The Anglian affinities were not entirely clear-cut. In particular, the Spong pottery urns, with their use of stamped ornament, showed closest affinities with those from the Westerwanna cemetery.
It's not clear cut is it? I think that what we see in East Anglia, is a general migration from the area of northern Germany and Jutland. Perhaps even further afield, from Frisia, and from tribes further to the south - a Norfolk inhumation suggests Allemani, a place name (Swaffham) suggests Suevvi. However, culturally, that area of what is now Northern Germany, including Schleswig-Holstein, appears to have given lead in identity.

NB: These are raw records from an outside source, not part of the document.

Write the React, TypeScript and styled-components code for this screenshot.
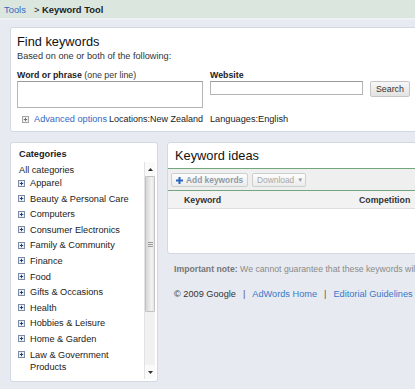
import React from 'react';
import styled, { createGlobalStyle } from 'styled-components';

const GlobalStyle = createGlobalStyle`
  body {
    margin: 0;
    background: #e7eaf0;
  }
`;

const Page = styled.div`
  width: 415px;
  height: 389px;
  overflow: hidden;
  background: #e7eaf0;
  font-family: 'Liberation Sans', Arial, sans-serif;
  font-size: 9.2px;
  color: #222;
`;

const TopBar = styled.div`
  height: 18px;
  display: flex;
  align-items: center;
  padding-left: 4px;
  background: #dbe6de;
  border-bottom: 2px solid #eef1f4;
  font-size: 9.4px;
  white-space: nowrap;
`;

const Link = styled.a`
  color: #3468c4;
  text-decoration: none;
`;

const Crumb = styled.span`
  margin-left: 8px;
  color: #222;
`;

const Bold = styled.b`
  font-weight: bold;
`;

const Content = styled.div`
  width: 520px;
  padding: 7px 0 0 10px;
`;

const Panel = styled.div`
  background: #fff;
  border: 1px solid #d3d9e2;
  border-radius: 3px;
`;

const FindPanel = styled(Panel)`
  padding: 6px 7px 6px 6px;
`;

const Title = styled.div`
  font-size: 12.8px;
  line-height: 16px;
  color: #111;
`;

const SubTitle = styled.div`
  line-height: 12px;
  color: #333;
`;

const FieldGrid = styled.div`
  display: grid;
  grid-template-columns: 193px auto;
  margin-top: 8px;
  align-items: start;
`;

const FieldLabel = styled.div`
  line-height: 11px;
  font-size: 8.8px;
  color: #222;
`;

const Light = styled.span`
  font-weight: normal;
  color: #333;
`;

const TextBox = styled.div`
  width: 186px;
  height: 27px;
  box-sizing: border-box;
  border: 1px solid #b4b4b4;
  border-top-color: #9a9a9a;
  background: #fff;
`;

const InputRow = styled.div`
  display: flex;
  align-items: flex-start;
  gap: 7px;
`;

const Input = styled.div`
  width: 153px;
  height: 14px;
  box-sizing: border-box;
  border: 1px solid #b4b4b4;
  border-top-color: #9a9a9a;
  background: #fff;
`;

const Button = styled.div`
  height: 16px;
  box-sizing: border-box;
  padding: 0 5px;
  border: 1px solid #c6c6c6;
  border-radius: 2px;
  background: linear-gradient(#f7f7f7, #e2e2e2);
  display: flex;
  align-items: center;
  color: #333;
  font-size: 8.8px;
`;

const OptionsGrid = styled.div`
  display: grid;
  grid-template-columns: 193px auto;
  margin-top: 5px;
  line-height: 12px;
  white-space: nowrap;
`;

const Options = styled.div`
  display: flex;
  align-items: center;
  padding-left: 5px;
`;

const Locations = styled.span`
  margin-left: 2px;
  font-size: 9px;
`;

const MainRow = styled.div`
  display: flex;
  align-items: flex-start;
  gap: 9px;
  margin-top: 10px;
`;

const CategoriesPanel = styled(Panel)`
  flex: none;
  width: 148px;
  height: 240px;
  box-sizing: border-box;
  padding: 5px 1px 0 7px;
`;

const PanelHeading = styled.div`
  font-weight: bold;
  line-height: 12px;
  padding-left: 1px;
  color: #222;
`;

const ListBox = styled.div`
  display: flex;
  margin-top: 2px;
  height: 217px;
`;

const List = styled.div`
  flex: 1;
  min-width: 0;
  padding-top: 2px;
  overflow: hidden;
`;

const AllRow = styled.div`
  line-height: 12px;
  padding-left: 1px;
  margin-bottom: 1px;
`;

const CatRow = styled.div<{ $first?: boolean }>`
  display: flex;
  align-items: flex-start;
  line-height: 12px;
  margin-top: ${(p) => (p.$first ? 0 : 3.6)}px;
  padding-right: 4px;
  color: #222;
`;

const IconSlot = styled.span`
  display: flex;
  width: 7px;
  height: 12px;
  align-items: center;
  margin-right: 5px;
  flex: none;
`;

const ScrollBar = styled.div`
  flex: none;
  width: 11px;
  margin-right: 1px;
  display: flex;
  flex-direction: column;
  background: #f0f0f0;
  border-left: 1px solid #e2e2e2;
  box-sizing: border-box;
`;

const Arrow = styled.div<{ $h: number }>`
  height: ${(p) => p.$h}px;
  display: flex;
  align-items: center;
  justify-content: center;
  background: #fafafa;
`;

const Thumb = styled.div`
  height: 136px;
  box-sizing: border-box;
  border: 1px solid #c2c2c2;
  border-radius: 1px;
  background: linear-gradient(90deg, #d6d6d6, #f3f3f3 70%, #e6e6e6);
  display: flex;
  align-items: center;
  justify-content: center;
`;

const Track = styled.div`
  flex: 1;
  background: #f1f1f1;
`;

const IdeasColumn = styled.div`
  flex: 1;
  min-width: 0;
`;

const IdeasPanel = styled(Panel)`
  height: 112px;
  box-sizing: border-box;
  padding-top: 5px;
  overflow: hidden;
`;

const IdeasTitle = styled(Title)`
  padding-left: 7px;
  margin-bottom: 4px;
`;

const Toolbar = styled.div`
  display: flex;
  gap: 4px;
  height: 23px;
  padding-left: 3px;
  padding-top: 4px;
  box-sizing: border-box;
  border-top: 1px solid #73a67e;
  border-bottom: 1px solid #73a67e;
  background: #efefef;
`;

const ToolButton = styled.div<{ $w: number; $strong?: boolean }>`
  width: ${(p) => p.$w}px;
  height: 14px;
  box-sizing: border-box;
  border: 1px solid #cfcfcf;
  border-radius: 2px;
  background: linear-gradient(#fdfdfd, #ececec);
  display: flex;
  align-items: center;
  gap: 3px;
  padding-left: 4px;
  font-size: 8.4px;
  font-weight: ${(p) => (p.$strong ? 'bold' : 'normal')};
  color: ${(p) => (p.$strong ? '#8e9aa7' : '#a8a8a8')};
  white-space: nowrap;
`;

const Caret = styled.span`
  font-size: 6px;
  color: #999;
`;

const HeaderRow = styled.div`
  display: grid;
  grid-template-columns: 175px auto;
  height: 18px;
  box-sizing: border-box;
  padding-left: 16px;
  align-items: center;
  background: #f2f2f2;
  border-bottom: 1px solid #dedede;
  font-weight: bold;
  font-size: 8.8px;
  color: #333;
  white-space: nowrap;
`;

const Note = styled.div`
  margin-top: 10px;
  padding-left: 7px;
  font-size: 8.7px;
  line-height: 11px;
  color: #8a8a8a;
  white-space: nowrap;
`;

const NoteLead = styled.b`
  color: #777;
`;

const Footer = styled.div`
  margin-top: 13px;
  padding-left: 7px;
  line-height: 12px;
  color: #333;
  white-space: nowrap;
`;

const Sep = styled.span`
  margin: 0 7px;
  color: #555;
`;

const FooterLink = styled(Link)`
  color: #3a78c8;
`;

const PlusBox = ({ light }: { light?: boolean }) => (
  <svg width="7" height="7" viewBox="0 0 7 7">
    <rect x="0.5" y="0.5" width="6" height="6" fill={light ? '#f2f2f2' : '#eef1f7'} stroke={light ? '#a4a4a4' : '#7d8ca3'} />
    <path d="M1.8 3.5h3.4M3.5 1.8v3.4" stroke={light ? '#707070' : '#22407a'} strokeWidth="1" />
  </svg>
);

const categories = [
  'Apparel',
  'Beauty & Personal Care',
  'Computers',
  'Consumer Electronics',
  'Family & Community',
  'Finance',
  'Food',
  'Gifts & Occasions',
  'Health',
  'Hobbies & Leisure',
  'Home & Garden',
  'Law & Government Products',
];

export default function App() {
  return (
    <Page>
      <GlobalStyle />
      <TopBar>
        <Link>Tools</Link>
        <Crumb>
          &gt; <Bold>Keyword Tool</Bold>
        </Crumb>
      </TopBar>
      <Content>
        <FindPanel>
          <Title>Find keywords</Title>
          <SubTitle>Based on one or both of the following:</SubTitle>
          <FieldGrid>
            <div>
              <FieldLabel>
                <Bold>Word or phrase</Bold> <Light>(one per line)</Light>
              </FieldLabel>
              <TextBox />
            </div>
            <div>
              <FieldLabel>
                <Bold>Website</Bold>
              </FieldLabel>
              <InputRow>
                <Input />
                <Button>Search</Button>
              </InputRow>
            </div>
          </FieldGrid>
          <OptionsGrid>
            <Options>
              <IconSlot>
                <PlusBox light />
              </IconSlot>
              <Link>Advanced options</Link>
              <Locations>Locations:New Zealand</Locations>
            </Options>
            <span>Languages:English</span>
          </OptionsGrid>
        </FindPanel>

        <MainRow>
          <CategoriesPanel>
            <PanelHeading>Categories</PanelHeading>
            <ListBox>
              <List>
                <AllRow>All categories</AllRow>
                {categories.map((c, i) => (
                  <CatRow key={c} $first={i === 0}>
                    <IconSlot>
                      <PlusBox />
                    </IconSlot>
                    <span>{c}</span>
                  </CatRow>
                ))}
              </List>
              <ScrollBar>
                <Arrow $h={14}>
                  <svg width="5" height="3" viewBox="0 0 5 3">
                    <path d="M0 3L2.5 0L5 3Z" fill="#333" />
                  </svg>
                </Arrow>
                <Thumb>
                  <svg width="5" height="5" viewBox="0 0 5 5">
                    <path d="M0 0.5h5M0 2.5h5M0 4.5h5" stroke="#9a9a9a" strokeWidth="1" />
                  </svg>
                </Thumb>
                <Track />
                <Arrow $h={14}>
                  <svg width="5" height="3" viewBox="0 0 5 3">
                    <path d="M0 0L2.5 3L5 0Z" fill="#333" />
                  </svg>
                </Arrow>
              </ScrollBar>
            </ListBox>
          </CategoriesPanel>

          <IdeasColumn>
            <IdeasPanel>
              <IdeasTitle>Keyword ideas</IdeasTitle>
              <Toolbar>
                <ToolButton $w={77} $strong>
                  <svg width="7" height="7" viewBox="0 0 7 7">
                    <path d="M3.5 0v7M0 3.5h7" stroke="#2a66c0" strokeWidth="2" />
                  </svg>
                  Add keywords
                </ToolButton>
                <ToolButton $w={54}>
                  Download <Caret>▼</Caret>
                </ToolButton>
              </Toolbar>
              <HeaderRow>
                <span>Keyword</span>
                <span>Competition</span>
              </HeaderRow>
            </IdeasPanel>
            <Note>
              <NoteLead>Important note:</NoteLead> We cannot guarantee that these keywords wil
            </Note>
            <Footer>
              © 2009 Google<Sep>|</Sep>
              <FooterLink>AdWords Home</FooterLink>
              <Sep>|</Sep>
              <FooterLink>Editorial Guidelines</FooterLink>
            </Footer>
          </IdeasColumn>
        </MainRow>
      </Content>
    </Page>
  );
}
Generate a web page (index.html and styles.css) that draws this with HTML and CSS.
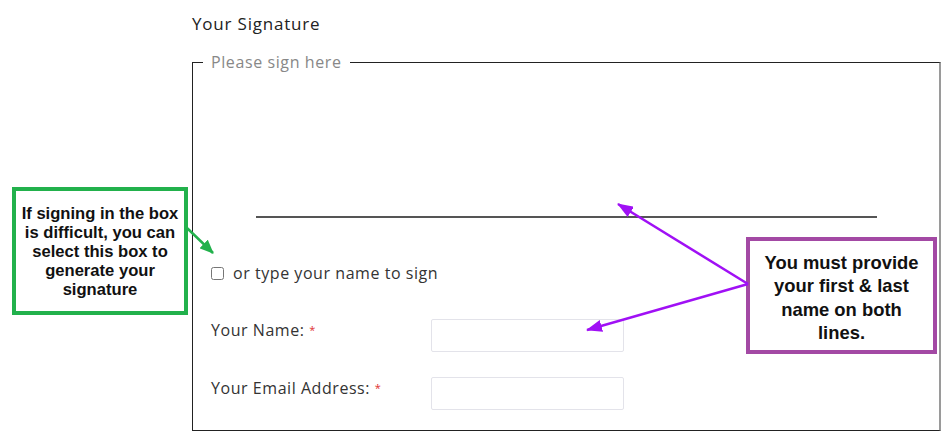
FILE: index.html
```html
<!DOCTYPE html>
<html lang="en">
<head>
  <meta charset="UTF-8">
  <title>Your Signature</title>
  <link rel="stylesheet" href="styles.css">
</head>
<body>
  <div class="page">
    <div class="sig-title">Your Signature</div>

    <fieldset class="sig-box">
      <legend>Please sign here</legend>
      <div class="sig-inner">
        <div class="sig-pad"></div>

        <label class="type-row">
          <input type="checkbox" class="type-check">
          <span>or type your name to sign</span>
        </label>

        <div class="form-grid">
          <div class="form-label">Your Name: <span class="req">*</span></div>
          <input type="text" class="form-input">
          <div class="form-label">Your Email Address: <span class="req">*</span></div>
          <input type="text" class="form-input">
        </div>
      </div>
    </fieldset>
  </div>

  <!-- callouts drawn on top of the form -->
  <div class="note note-green">If signing in the box is difficult, you can select this box to generate your signature</div>
  <div class="note note-purple">You must provide your first &amp; last name on both lines.</div>

  <svg class="arrows" width="950" height="440" viewBox="0 0 950 440">
    <defs>
      <marker id="headGreen" markerUnits="userSpaceOnUse" markerWidth="14" markerHeight="12" refX="13" refY="6" orient="auto">
        <path d="M0,0 L14,6 L0,12 z" fill="#22b14c"/>
      </marker>
      <marker id="headPurple" markerUnits="userSpaceOnUse" markerWidth="16" markerHeight="12" refX="15" refY="6" orient="auto">
        <path d="M0,0 L16,6 L0,12 z" fill="#a010f5"/>
      </marker>
    </defs>
    <line x1="187" y1="228" x2="213" y2="253" stroke="#22b14c" stroke-width="2.5" marker-end="url(#headGreen)"/>
    <line x1="748" y1="284" x2="618" y2="204" stroke="#a010f5" stroke-width="2.5" marker-end="url(#headPurple)"/>
    <line x1="748" y1="284" x2="587" y2="330" stroke="#a010f5" stroke-width="2.5" marker-end="url(#headPurple)"/>
  </svg>
</body>
</html>
```

FILE: styles.css
```css
html, body {
  margin: 0;
  padding: 0;
  background: #fff;
  font-family: "Open Sans", "Noto Sans", sans-serif;
  color: #222;
}
.page {
  padding: 13px 0 0 192px;
  width: 749px;
}
.sig-title {
  font-size: 17px;
  letter-spacing: 0.8px;
  line-height: 22px;
  margin-bottom: 17px;
}
.sig-box {
  margin: 0;
  padding: 0 0 20px 10px;
  border: 1px solid #222;
  border-right: 2px solid #9a9a9a;
  min-width: 0;
}
.sig-box legend {
  padding: 0 8px;
  font-size: 16px;
  letter-spacing: 0.6px;
  line-height: 20px;
  color: #888;
}
.sig-inner {
  padding-left: 8px;
}
.sig-pad {
  height: 144px;
  margin: 0 62px 0 45px;
  border-bottom: 2px solid #555;
}
.type-row {
  display: flex;
  align-items: center;
  margin-top: 44px;
  font-size: 16px;
  letter-spacing: 0.55px;
  line-height: 22px;
  color: #333;
}
.type-check {
  width: 13px;
  height: 13px;
  margin: 0 9px 0 0;
}
.form-grid {
  display: grid;
  grid-template-columns: 220px 193px;
  row-gap: 25px;
  margin-top: 35px;
}
.form-label {
  font-size: 16px;
  letter-spacing: 0.55px;
  line-height: 20px;
  padding-top: 1px;
  color: #333;
}
.req {
  color: #e03030;
  font-size: 11px;
  vertical-align: top;
}
.form-input {
  width: 193px;
  height: 33px;
  box-sizing: border-box;
  margin: 0;
  border: 1px solid #e3e3ea;
  border-radius: 2px;
}
.note {
  position: absolute;
  box-sizing: border-box;
  display: flex;
  align-items: center;
  justify-content: center;
  text-align: center;
  background: #fff;
  font-family: "Liberation Sans", Arial, sans-serif;
  font-weight: bold;
  color: #111;
}
.note-green {
  left: 12px;
  top: 187px;
  width: 176px;
  height: 128px;
  padding: 0 4px;
  border: 4px solid #22b14c;
  font-size: 16.6px;
  line-height: 19px;
}
.note-purple {
  left: 746px;
  top: 237px;
  width: 191px;
  height: 117px;
  padding: 4px 8px 0;
  border: 4px solid #a349a4;
  font-size: 18.4px;
  line-height: 23.5px;
}
.arrows {
  position: absolute;
  left: 0;
  top: 0;
  pointer-events: none;
}
```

I currently feel that late 5th / early 6th century AD East Anglia, although with this Anglian bias, was a pretty multicultural area, with many people the descendants of Angles, but also from other tribes scattered from Frisia to Jutland - and also often sharing local Romano-British ancestry. During the 6th Century, as new elites emerged, they claimed heroic ancestry from the Angles of Schleswig-Holstein. It may, or may not have been true. The East Anglian Royal family actually claimed dual ancestry - to be descended both from Woden, and from Julius Caesar! (That might suggest some lingering Romano-British identity in the emerging kingdom). However, it was 7th century cool to be associated with Beowulf adventurers of the North Sea.